The six late precincts were all located in one county, Shannon County, site of a large Indian reservation -- and also the site of many past allegations of voter fraud. In 1998, with Tom Daschle on the ballot, Shannon County reported 1,599 votes, 79% of them Democratic. This time, Shannon reported 3,118 votes, 92% of them Democratic. The Shannon County late surge pushed Johnson over the finish line. At 10:22 am, Tim Johnson was declared the winner by 527 votes out of 334,435 cast.
In other words: A fraud-prone Democratic-controlled county delayed reporting its results until the tally was complete everywhere else in the state, by which time it was clear that the Democratic candidate needed 1,000 more votes to win. The county then delivered almost 1,600 more ballots than in 1998, virtually every single one of them marked for the Democratic candidate. Curious, no?
Mr. Thune decided not to ask for a recount today. Assuming he plans to run against Tom Daschle in two years, that makes good sense. You may recall that the first time he ran for governor of FL, Jeb Bush was narrowly defeated by Lawton Chiles, in what was a truly disgusting Democratic smear campaign. But he said he'd settle accounts at the voting booth in four years and it won him considerable good will.
Posted by Orrin Judd at November 13, 2002 8:23 PM
No surprise- EVERY voting/registration fraud investigation invovles Democrats. This is SOP for South Dakota- you just don't hear about it when things like Florida get the news.
Yes . . . There's reason to think they had fraud plans for a number of states, but only South Dakota was close enough to make a difference.
Rove, it's said, believes that Daschle will not run for re-election and wants Thune to lose gracefully now so he can win the other seat in 2 years.
Have you read that somewhere, because that's what I assumed too.
We knew in our hearts he would not ask for a recount, and we also know Johnson and Daschle cheated.
We hope Bush take's care of Thune and gives him a good position while finally, we mostly hope to see Daschle go down in a manner as humiliating and degrading as Clinton has and is.
Let's also not forget John Ashcroft's graceful concession to Jean Carnahan in 2000. Only a fool would believe that, were the situations reversed in that race, the Democrats would have flooded Missouri too with lawyers, guns and money (well, maybe not guns.)
Thune's decision appears to be politically and (I assume) legally sound (if victory is what one is after).
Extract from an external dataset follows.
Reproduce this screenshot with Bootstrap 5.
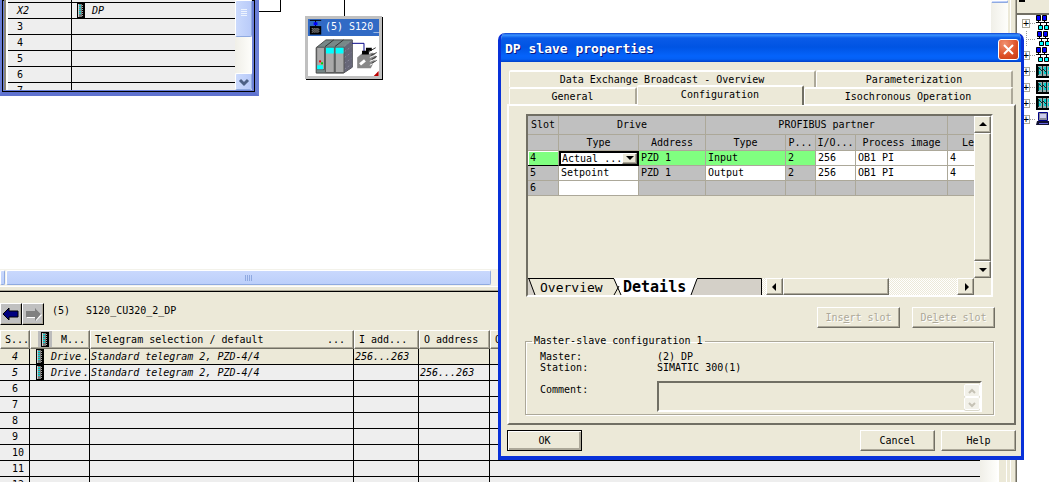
<!DOCTYPE html>
<html lang="en">
<head>
<meta charset="utf-8">
<meta name="viewport" content="width=device-width, initial-scale=1">
<title>DP slave properties</title>
<link href="https://cdn.jsdelivr.net/npm/bootstrap@5.3.0/dist/css/bootstrap.min.css" rel="stylesheet">
<style>
:root{--face:#ece9d8;--lo:#aca899;--dk:#716f64;--cell:#eee;--silver:#c0c0c0}
body{font:10px/16px "DejaVu Sans Mono","Liberation Mono",monospace;color:#000;background:#fff}
svg{display:block;flex:none}
.face{background:var(--face)}
button,select,textarea{font:inherit;color:inherit;border-radius:0}
.raised{background:var(--face);border:1px solid;border-color:#fff var(--dk) var(--dk) #fff;box-shadow:inset -1px -1px var(--lo);padding:0}
table{table-layout:fixed;border-collapse:separate;border-spacing:0}
th,td{padding:0;white-space:nowrap;overflow:hidden;font-weight:400}

/* work area */
.canvas{height:269px}
.rack{left:-2px;top:-4px;width:261px;height:100px;background:#6b7fd6;border:4px solid #6b7fd6;border-bottom-color:#5f72cf;box-shadow:inset 0 0 0 1px #000;padding:0 3px 3px 2px}
.rack-in{background:#fff;height:90px;border-left:2px solid #8a8678;padding-left:2px}
.lines td{height:16px;line-height:15px;background:var(--cell);border-bottom:1px solid #000;border-right:1px solid #000}
.lines td:last-child{border-right:0}
.rack .lines td:first-child{padding-left:9px}
.lines .cut td{height:3px;line-height:2px}
.xp-bar{width:17px;background:linear-gradient(90deg,#f0efe8,#fefefb)}
.xp-thumb{background:linear-gradient(90deg,#cbdafd,#b9cbf9);border:1px solid #fff;border-right-color:#8faae0;border-bottom-color:#8faae0;border-radius:2px;padding:0}
.wire{border:solid #000;border-width:0 1px 1px 0;left:259px;top:0;width:22px;height:12px}
.drop{background:#000;left:344px;top:0;width:1px;height:16px}
.node{left:305px;top:16px;width:77px;height:63px;background:#fff;border:3px solid var(--silver);box-shadow:1px 1px #000}
.node-cap{background:#316ac5;color:#fff;height:17px;line-height:15px}
.hbar{height:17px;padding:1px 0;gap:1px;background:#f3f2ea}
.hbar .xp-thumb{background:linear-gradient(#c9d8fd,#bccffa)}
.split{height:6px;border-bottom:1px solid #000;box-shadow:inset 0 1px #fff,inset 0 -1px var(--lo)}
.gutter{width:2px}

/* detail pane */
.crumb{height:38px;padding-top:11px}
.crumb button{width:22px;height:22px;background:var(--silver);border-color:#fff #000 #000 #fff}
.lines th{height:19px;line-height:17px;background:var(--face);border:1px solid;border-color:#fff var(--dk) var(--dk) #fff;box-shadow:inset -1px -1px var(--lo);padding:0 4px}
.detail td{padding-left:1px}
.detail td:first-child{padding-left:12px}
.detail tr.sel td{background:var(--face)}
.mod-cell{padding-left:5px}
.mod-cell svg{margin-right:7px}
.mod-head{padding-left:3px}
.frame{width:13px;border-left:2px solid #fff;box-shadow:inset -3px 0 var(--face),inset -4px 0 #fff}
.edge{width:7px;border-left:1px solid #fff;border-right:1px solid var(--dk);box-shadow:inset -1px 0 var(--lo)}
.tree{width:32px}
.tree-list{border-top:2px solid var(--dk);background:#fff;padding:0 0 0 5px}
.tree-list li{height:16px}
.twig{width:9px;height:9px;border:1px solid var(--lo);line-height:7px;background:#fff;text-align:center}

/* dialog */
.dlg{left:498px;top:33px;width:526px;height:427px;border-radius:7px 7px 0 0;background:var(--face);border:solid #0831d9;border-width:0 3px 4px;overflow:hidden}
.dlg-title{margin:0 -3px;height:29px;background:linear-gradient(#0b3fd0 0,#3a93ff 2px,#0a5be8 5px,#0054e3 14px,#0463fb 23px,#0460f5 26px,#0040c8);color:#fff;font-size:13px;font-weight:700;padding:3px 5px 0 7px;text-shadow:1px 1px #0a1883}
.dlg-x{width:21px;height:21px;border:1px solid #fff;border-radius:3px;padding:0;background:radial-gradient(circle at 30% 20%,#f0906f,#dd4f25 60%,#c43a14)}
.dlg-body{padding:8px 5px 0 6px}
.tabrow{margin:0 3px 0 2px;height:17px}
.tabrow button{background:var(--face);border:0;border-top:2px solid #fff;border-left:1px solid #fff;border-right:2px solid var(--lo);border-radius:2px 2px 0 0;padding:0;line-height:16px}
.tabrow .on{height:20px;margin-top:-2px;padding-bottom:2px;position:relative;z-index:2;border-right-color:var(--dk)}
.sheet{border:2px solid;border-color:#fff var(--dk) var(--dk) #fff;height:321px;padding:8px 20px 0 16px}
.gridbox{border:2px solid;border-color:var(--dk) #fff #fff var(--dk);height:183px;margin:0 1px 0 1px}
.pz th{background:var(--silver);text-align:center;height:16px;line-height:15px;border:solid var(--lo);border-width:0 1px 1px 0}
.pz .top th{height:19px;line-height:18px}
.pz td{height:15px;line-height:14px;background:var(--silver);border:solid var(--lo);border-width:0 1px 1px 0;padding-left:2px}
.pz tr>:last-child{border-right:0}
.pz .w{background:#fff}
.pz .go td{background:#80ff80}
.pz .go td.w{background:#fff}
.pz .go td:first-child{border-bottom-color:#000;box-shadow:inset 1px 1px #fff}
.pz .pick{padding:0;border:0;position:relative}
.pick select{appearance:none;display:block;width:100%;height:15px;border:2px solid #000;padding:0 0 0 1px;line-height:11px;background:#fff}
.pick span{right:2px;top:2px;width:15px;height:11px;pointer-events:none}
.sb{width:17px;height:17px;flex:none}
.dither{background:repeating-conic-gradient(#fff 0 25%,var(--face) 0 50%) 0 0/2px 2px}
.sheettabs{width:234px;height:17px;flex:none}
.sheettabs button{background:none;border:0;padding:1px 0 0;line-height:17px;position:relative}
.sheettabs .t1{width:90px;padding-left:12px;text-align:left;font-size:13px}
.sheettabs .t2{padding-left:5px;font-size:15px}
.acts{padding-top:2px;margin:8px -1px 0 0;gap:12px}
.off{width:83px;height:21px;color:var(--lo);text-shadow:1px 1px #fff}
.grp{border:1px solid var(--lo);box-shadow:1px 1px #fff,inset 1px 1px #fff;height:80px;margin:7px 0 0 0}
.grp legend{float:none;width:auto;font:inherit;line-height:12px;padding:0 2px;margin:0 0 0 6px}
.grp dl{display:grid;grid-template-columns:117px 1fr;line-height:11px;padding:4px 0 0 14px;margin:0}
.grp dt{font-weight:400}.grp dd{margin:0}
.note{display:grid;grid-template-columns:117px 1fr;padding:8px 11px 0 14px;line-height:18px}
.note textarea{display:block;width:100%;height:31px;resize:none;overflow:hidden;background:var(--face);border:2px solid;border-color:var(--dk) #fff #fff var(--dk)}
.spin{right:2px;top:3px;width:16px}
.spin button{width:16px;height:13px;padding:0;background:#f2f1e9;border:1px solid #fff;box-shadow:0 1px #dad8ca;border-radius:2px}
.foot{padding-top:5px;gap:6px}
.foot button{width:75px;height:21px}
.foot .ok{border:1px solid #000;box-shadow:inset 1px 1px #fff,inset -2px -2px var(--lo)}
</style>
</head>
<body class="overflow-hidden">
<svg width="0" height="0" class="position-absolute">
  <symbol id="mod" viewBox="0 0 8 15"><path d="M0 0h8v15H0z"/><path fill="#ccc" d="M1 1h1v13H1z"/><path fill="#777" d="M2 1h3v13H2z"/><path stroke="#0dd" stroke-width="2" stroke-dasharray="1 1" d="M3 2v10"/><path stroke="#aaa" stroke-dasharray="1 1" d="M5.500 2v11"/></symbol>
  <symbol id="net" viewBox="0 0 16 16"><path d="M0 7.500h16M2.500 5v3M8.500 5v3M4.500 8v3M10.500 8v3" stroke="#000" fill="none"/><path fill="#00f" stroke="#000" d="M.5.5h4v5h-4zM6.500.5h4v5h-4z"/><path fill="#0ff" stroke="#000" d="M2.500 10.500h4v4h-4zM8.500 10.500h4v4h-4z"/></symbol>
  <symbol id="rk" viewBox="0 0 16 16"><path d="M1 2h14v12H1z" fill="#9aa" stroke="#000" stroke-width="2"/><path stroke="#0cc" stroke-width="2" d="M4 4v8M9 4v8M13 4v8" stroke-dasharray="3 1"/><path stroke="#033" d="M2.500 4v8M6.500 3v10M10.500 3v10M3 5l3 3M7 6l4 4"/></symbol>
  <symbol id="pc" viewBox="0 0 16 16"><path fill="#889" stroke="#008" d="M2.500 1.500h9v8h-9z"/><path fill="#cce" d="M4 3h6v4H4z"/><path fill="#113" d="M1 10h12l1 4H0z"/><path stroke="#66d" d="M3 12.500h9"/></symbol>
</svg>

<div class="d-flex vh-100 position-relative">
  <main class="d-flex flex-column flex-fill overflow-hidden">
    <div class="d-flex canvas flex-shrink-0">
      <section class="flex-fill position-relative overflow-hidden" aria-label="Hardware layout">
        <div class="position-absolute wire"></div>
        <div class="position-absolute drop"></div>
        <div class="position-absolute rack">
          <div class="rack-in d-flex overflow-hidden">
            <div class="flex-fill overflow-hidden">
            <table class="lines w-100">
              <colgroup><col style="width:64px"><col></colgroup>
              <tr class="cut"><td></td><td></td></tr>
              <tr class="fst-italic"><td>X2</td><td><div class="d-flex mod-cell"><svg width="8" height="15"><use href="#mod"/></svg>DP</div></td></tr>
              <tr><td>3</td><td></td></tr><tr><td>4</td><td></td></tr><tr><td>5</td><td></td></tr><tr><td>6</td><td></td></tr><tr><td>7</td><td></td></tr>
            </table>
            </div>
            <div class="xp-bar d-flex flex-column justify-content-between flex-shrink-0">
              <div class="xp-thumb d-flex justify-content-center" style="height:37px"><svg width="8" height="20"><path stroke="#eef4fe" d="M1 8.500h6M1 10.500h6M1 12.500h6M1 14.500h6"/></svg></div>
              <button class="xp-thumb" aria-label="Scroll down" style="height:17px"><svg width="14" height="14" class="mx-auto"><path d="M3 5l4 4 4-4" fill="none" stroke="#4d6185" stroke-width="3"/></svg></button>
            </div>
          </div>
        </div>
        <div class="position-absolute node">
          <div class="node-cap d-flex text-nowrap"><svg width="17" height="17" viewBox="0 0 18 17"><path d="M2 1h12M8 1v6" stroke="#000"/><path fill="#00f" d="M6 3h4v3H6z"/><path d="M2 7h12v9H2z"/><path stroke="#bbb" stroke-dasharray="1 1" d="M4 9.500h8M5 10.500h8M4 11.500h8M5 12.500h8M4 13.500h8"/></svg>(5) S120_</div>
          <svg width="71" height="40" viewBox="0 0 72 41"><path fill="#788" stroke="#444" d="M8 12l10-8h27v28l-9 6H8z"/><path fill="#667" d="M36 12l9-8v28l-9 6z"/><path d="M37 10l7-5M37 16l7-5M37 22l7-5M37 28l7-5M37 34l7-5" stroke="#889" stroke-dasharray="2 2"/><path stroke="#333" d="M17 11l9-7M27 11l9-7"/><path fill="#aaa" stroke="#555" d="M8.500 11.500h8v23h-8zM17.500 11.500h9v26h-9zM27.500 11.500h9v26h-9z"/><path fill="#0ff" d="M18 12h8v6h-8zM28 12h8v6h-8zM9 30h6v4H9z"/><path fill="red" d="M11 25h2v2h-2z"/><path fill="#0c0" d="M13 27h2v2h-2z"/><path fill="none" stroke="#008" d="M45 7.500h12v10"/><path fill="#888" d="M50 22l6-5h10l4 4-6 12H50z"/><path stroke="#fff" d="M62 18l7-3M63 22l7-3M63 26l7-3M63 30l7-4"/><path stroke="#333" d="M62 16l7-4M64 20l6-3M65 24l5-3M65 28l5-3"/><path d="M55 15h4v-3h6v3h-3v4h-7z"/><path stroke="#fff" stroke-width="3" d="M53 29l5-4"/><path fill="#b00" d="M72 36v5h-5z"/></svg>
        </div>
      </section>
      <div class="xp-bar"><div class="xp-thumb" style="height:3px"></div></div>
      <div class="face gutter"></div>
    </div>
    <div class="hbar d-flex flex-shrink-0">
      <div class="xp-thumb" style="width:5px"></div>
      <div class="xp-thumb d-flex align-items-center justify-content-center" style="width:485px"><svg width="10" height="8"><path stroke="#8fa9e0" d="M1.500 1v6M3.500 1v6M5.500 1v6M7.500 1v6"/></svg></div>
    </div>
    <div class="split face flex-shrink-0"></div>
    <section class="d-flex flex-fill overflow-hidden" aria-label="Slave details">
      <div class="flex-fill d-flex flex-column overflow-hidden">
        <div class="crumb face d-flex flex-shrink-0">
          <button class="raised" aria-label="Back"><svg width="20" height="20"><path fill="#000080" stroke="#000" d="M2 10l6-6v3h9v6H8v3z"/></svg></button>
          <button class="raised" aria-label="Forward"><svg width="20" height="20"><path fill="#fff" d="M19 11l-6-6v3H4v6h9v3z"/><path fill="#808080" d="M18 10l-6-6v3H3v6h9v4z"/></svg></button>
          <span class="ps-2">(5)</span><span class="ps-3">S120_CU320_2_DP</span>
        </div>
        <table class="lines detail w-100">
          <colgroup><col style="width:30px"><col style="width:60px"><col style="width:264px"><col style="width:65px"><col style="width:71px"><col></colgroup>
          <tr><th>S...</th><th><div class="d-flex justify-content-between mod-head"><svg width="14" height="16" viewBox="-3 -1 14 16"><path fill="#bbb" d="M-3-1h14v17H-3z"/><use href="#mod" width="8" height="15"/></svg>M...</div></th><th><div class="d-flex justify-content-between pe-1"><span>Telegram selection / default</span><span>...</span></div></th><th>I add...</th><th>O address</th><th>O</th></tr>
          <tr class="sel fst-italic"><td>4</td><td><div class="d-flex mod-cell"><svg width="8" height="15"><use href="#mod"/></svg><span>Drive</span><span class="ms-auto">.</span></div></td><td>Standard telegram 2, PZD-4/4</td><td>256...263</td><td></td><td></td></tr>
          <tr class="fst-italic"><td>5</td><td><div class="d-flex mod-cell"><svg width="8" height="15"><use href="#mod"/></svg><span>Drive</span><span class="ms-auto">.</span></div></td><td>Standard telegram 2, PZD-4/4</td><td></td><td>256...263</td><td></td></tr>
          <tr><td>6</td><td></td><td></td><td></td><td></td><td></td></tr>
          <tr><td>7</td><td></td><td></td><td></td><td></td><td></td></tr>
          <tr><td>8</td><td></td><td></td><td></td><td></td><td></td></tr>
          <tr><td>9</td><td></td><td></td><td></td><td></td><td></td></tr>
          <tr><td>10</td><td></td><td></td><td></td><td></td><td></td></tr>
          <tr><td>11</td><td></td><td></td><td></td><td></td><td></td></tr>
          <tr><td>12</td><td></td><td></td><td></td><td></td><td></td></tr>
        </table>
      </div>
      <div class="xp-bar flex-shrink-0"></div>
      <div class="frame face flex-shrink-0"></div>
    </section>
  </main>
  <div class="edge face flex-shrink-0"></div>
  <aside class="tree face d-flex flex-column flex-shrink-0 overflow-hidden">
    <svg width="32" height="13"><path stroke="#000" stroke-width="2" d="M2 1h6"/></svg>
    <ul class="tree-list list-unstyled mb-0 flex-fill">
      <li class="d-flex align-items-center"><span class="twig">+</span><svg width="22" height="16"><path stroke="#999" stroke-dasharray="1 1" d="M0 8.500h5"/><use href="#net" x="6" width="16" height="16"/></svg></li>
      <li class="d-flex align-items-center"><svg width="31" height="16"><path stroke="#999" stroke-dasharray="1 1" d="M4 8.500h10M4.500 0v16"/><use href="#net" x="15" width="16" height="16"/></svg></li>
      <li class="d-flex align-items-center"><span class="twig">+</span><svg width="22" height="16"><path stroke="#999" stroke-dasharray="1 1" d="M0 8.500h5"/><use href="#net" x="6" width="16" height="16"/></svg></li>
      <li class="d-flex align-items-center"><span class="twig">+</span><svg width="22" height="16"><path stroke="#999" stroke-dasharray="1 1" d="M0 8.500h5"/><use href="#rk" x="6" width="16" height="16"/></svg></li>
      <li class="d-flex align-items-center"><span class="twig">+</span><svg width="22" height="16"><path stroke="#999" stroke-dasharray="1 1" d="M0 8.500h5"/><use href="#rk" x="6" width="16" height="16"/></svg></li>
      <li class="d-flex align-items-center"><span class="twig">+</span><svg width="22" height="16"><path stroke="#999" stroke-dasharray="1 1" d="M0 8.500h5"/><use href="#rk" x="6" width="16" height="16"/></svg></li>
      <li class="d-flex align-items-center"><span class="twig">+</span><svg width="22" height="16"><path stroke="#999" stroke-dasharray="1 1" d="M0 8.500h5"/><use href="#pc" x="6" width="16" height="16"/></svg></li>
    </ul>
  </aside>

  <div class="dlg position-absolute" role="dialog" aria-labelledby="dlgTitle">
    <div class="dlg-title d-flex align-items-center justify-content-between"><span id="dlgTitle">DP slave properties</span>
      <button class="dlg-x" aria-label="Close"><svg width="19" height="19"><path d="M5 5l9 9M14 5l-9 9" stroke="#fff" stroke-width="2"/></svg></button></div>
    <div class="dlg-body">
      <div class="tabrow d-flex"><button style="width:307px">Data Exchange Broadcast - Overview</button><button class="flex-fill">Parameterization</button></div>
      <div class="tabrow d-flex"><button style="width:128px">General</button><button class="on" style="width:167px">Configuration</button><button class="flex-fill">Isochronous Operation</button></div>
      <div class="sheet">
        <div class="gridbox d-flex flex-column">
          <div class="d-flex flex-fill">
            <div class="flex-fill">
              <table class="pz w-100">
                <colgroup><col style="width:31px"><col style="width:80px"><col style="width:67px"><col style="width:80px"><col style="width:30px"><col style="width:40px"><col style="width:92px"><col></colgroup>
                <tr class="top"><th>Slot</th><th colspan="2">Drive</th><th colspan="4">PROFIBUS partner</th><th></th></tr>
                <tr><th></th><th>Type</th><th>Address</th><th>Type</th><th>P...</th><th>I/O...</th><th>Process image</th><th class="text-end">Le</th></tr>
                <tr class="go"><td>4</td><td class="pick"><select aria-label="Type, slot 4"><option>Actual ...</option></select><span class="raised position-absolute"><svg width="13" height="9"><path d="M3 2h8L7 6z"/></svg></span></td><td>PZD 1</td><td>Input</td><td>2</td><td class="w">256</td><td class="w">OB1 PI</td><td class="w">4</td></tr>
                <tr><td>5</td><td class="w">Setpoint</td><td>PZD 1</td><td class="w">Output</td><td>2</td><td class="w">256</td><td class="w">OB1 PI</td><td class="w">4</td></tr>
                <tr><td>6</td><td class="w"></td><td></td><td></td><td></td><td></td><td></td><td></td></tr>
              </table>
            </div>
            <div class="d-flex flex-column flex-shrink-0">
              <button class="raised sb" aria-label="Scroll up"><svg width="15" height="15"><path d="M4 9h8L8 5z"/></svg></button>
              <div class="raised flex-fill"></div>
              <button class="raised sb" aria-label="Scroll down"><svg width="15" height="15"><path d="M4 6h8l-4 4z"/></svg></button>
            </div>
          </div>
          <div class="d-flex">
            <div class="sheettabs position-relative d-flex">
              <svg class="position-absolute top-0 start-0" width="234" height="17"><path fill="#d4d0c8" d="M0 0h234v17H0z"/><path fill="#ece9d8" d="M1 0h85l7 17H7z"/><path fill="#fff" d="M86 0h83l-6 17H93z"/><path fill="none" stroke="#000" d="M0 .5h86M169 .5h64.500V17M1 1l6 16M86 1l7 16M91 8l-5 9M169 1l-6 16"/></svg>
              <button class="t1">Overview</button><button class="t2 fw-bold">Details</button>
            </div>
            <div class="d-flex flex-fill dither">
              <button class="raised sb ms-1" aria-label="Scroll left"><svg width="15" height="15"><path d="M9 4v8L5 8z"/></svg></button>
              <div class="raised" style="width:106px"></div>
              <button class="raised sb ms-auto" aria-label="Scroll right"><svg width="15" height="15"><path d="M7 4v8l4-4z"/></svg></button>
            </div>
            <div class="sb face"></div>
          </div>
        </div>
        <div class="acts d-flex justify-content-end">
          <button class="raised off" disabled>Ins<u>e</u>rt slot</button><button class="raised off" disabled>De<u>l</u>ete slot</button>
        </div>
        <fieldset class="grp"><legend>Master-slave configuration 1</legend>
          <dl><dt>Master:</dt><dd>(2) DP</dd><dt>Station:</dt><dd>SIMATIC 300(1)</dd></dl>
          <div class="note"><label for="cmt">Comment:</label><div class="position-relative"><textarea id="cmt"></textarea>
            <div class="spin position-absolute d-flex flex-column"><button aria-label="Up"><svg width="14" height="10"><path d="M4 7l3-3 3 3" fill="none" stroke="#c5c2b5" stroke-width="2"/></svg></button><button aria-label="Down"><svg width="14" height="10"><path d="M4 4l3 3 3-3" fill="none" stroke="#c5c2b5" stroke-width="2"/></svg></button></div></div></div>
        </fieldset>
      </div>
      <div class="foot d-flex"><button class="raised ok me-auto">OK</button><button class="raised">Cancel</button><button class="raised">Help</button></div>
    </div>
  </div>
</div>
<script src="https://cdn.jsdelivr.net/npm/bootstrap@5.3.0/dist/js/bootstrap.bundle.min.js"></script>
</body>
</html>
And this issue need not die with his concesion. In fact, the media, which while having no legal standing on the case, should have a real interest in investigating what actually happened, not to reverse a decision but to clear the air.
I think the WSJ and WP should avail themselves of all "freedom of information rights" afforded by the State of SD and attack this issue with as much impetus as they did Florida.
oj - did read it somewhere, can't recall where.
MG - It's not clear to me that this ignore-the-fraud strategy is politically best; it seems to me it ought to be possible to investigate and criticize fraud with grace and charity, and receive credit for grace as well as increase voter knowledge of the Dem fraud. I will grant that graceful concession is better than graceless competition for victory. But Rove is the expert, I'm only the lay partisan.
This is very similar to what happened in Maryland in 1994, when the GOP nominee, Ellen Sauerbrey, had a slight lead and then the last precincts in Baltimore all came in overwhelmingly against her. Everyone knew there was vote fraud that allowed Paris Glendening to win the Gov. election -- proving it was another matter. Sauerbrey lost her court challenges and came off as a Gore-style loser (not in my opinion, though). When she ran against Glendening in 1996, she lost overwhelmingly. Like it or not, people remember how a person loses. This is part of the reason Nixon could come back in '68 after being gracious about the loss to JFK in '60 (via Daley in Ill. and LBJ in Tex.) (but see the Nixon "last press conference" in '62). This is also the reason Gore will never
be elected President. Thune will win in 2004.
It's probably worth noting that where the roles are reversed, the Democrat governor of Alabama seems like it will take Federal marshals to remove him from office.
Can people in Louisiana get Alabama TV....We should pipe in the signals by cable, if not, up until about Dec 7th.
Democrats knew that SD will be a close race, and consequently made a big Get Out The Vote effort on Indian reservations. Indians tend to vote overwhelmingly for Democrats but are under-registered and the voter turnout on reservations is usually quite low.
So on election day the GOTV effort on the reservations turns out to be quite successful. Unsurprisingly, most of the new voters vote for the Democrat.
David Frum needs to come up with something better than this. This is just pointless speculation.
That would be an excellent point if those voting on the reservations hadn't included Sitting Bull, twice.
:) Do you have a link for the Sitting Bull story? I've read a little bit about the small-time voter registration fraud that occurred in October, but I've read nothing alleging fraud since then (besides Frum's piece).